4 thoughts on “Sometimes the good guys win!

  1. Congratulations!!!!
    Never thought I would see the day that I would agree with anything Birkett did. He was a hang em high prosecutor. Now McLaren is just a good guy and really funny. He has been around forever. But why leave a well paying job with no heavy lifting? It may have been wrong for the Kane County Chief Judge to ask for an out of county judge but the Supreme Court is the court that designated the judge to hear the case so she really did not have a choice as to who it might be. However I think it is a slam on the Kane County judges for her to think they could not be impartial. Nice tip of the hat on the pro se
    You and Bill Cosby in the same week. Truly an Independence Day miracle

  2. Jeff

    Although you are often wrong on issues (like when I disagree with you), please accept my profound thanks for sticking with this. I can only imagine the anguish and personal expense you and your family have endured. You can be a junkyard dog but more often the better description is that you are a staunch patriotic defender of our deeply flawed system. The reason the system is worth the anguish is that our system is far better than any other.

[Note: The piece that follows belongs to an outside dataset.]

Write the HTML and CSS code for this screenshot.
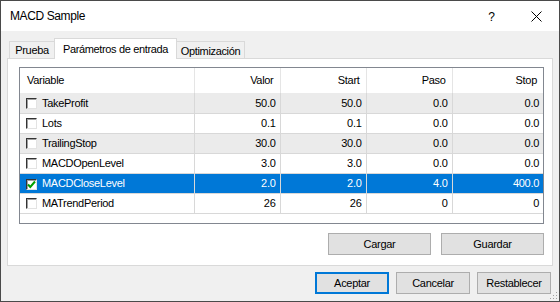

    The City of Geneva and the County of Kane are often an embarrassment to me. A powerful argument for term limits is that especially local governments should not suffer from systemic arrogance. The haughty sense of privileged ownership that comes with the entrenchment of persons who appoint the subalterns threatens justice. The sad reality is only the wealthy or those equipped to go forward pro se can comfortably get a day in court. Too often, as in your case, taking on the political structure locally demands a trip to the appellate court or higher. Stellar local judges, like the late Judge Pat Dixon, come along only a few times in a generation. Most others are in the Akeman class of professional politicians.

    Journalism generally is on life support. Stay well and prosper!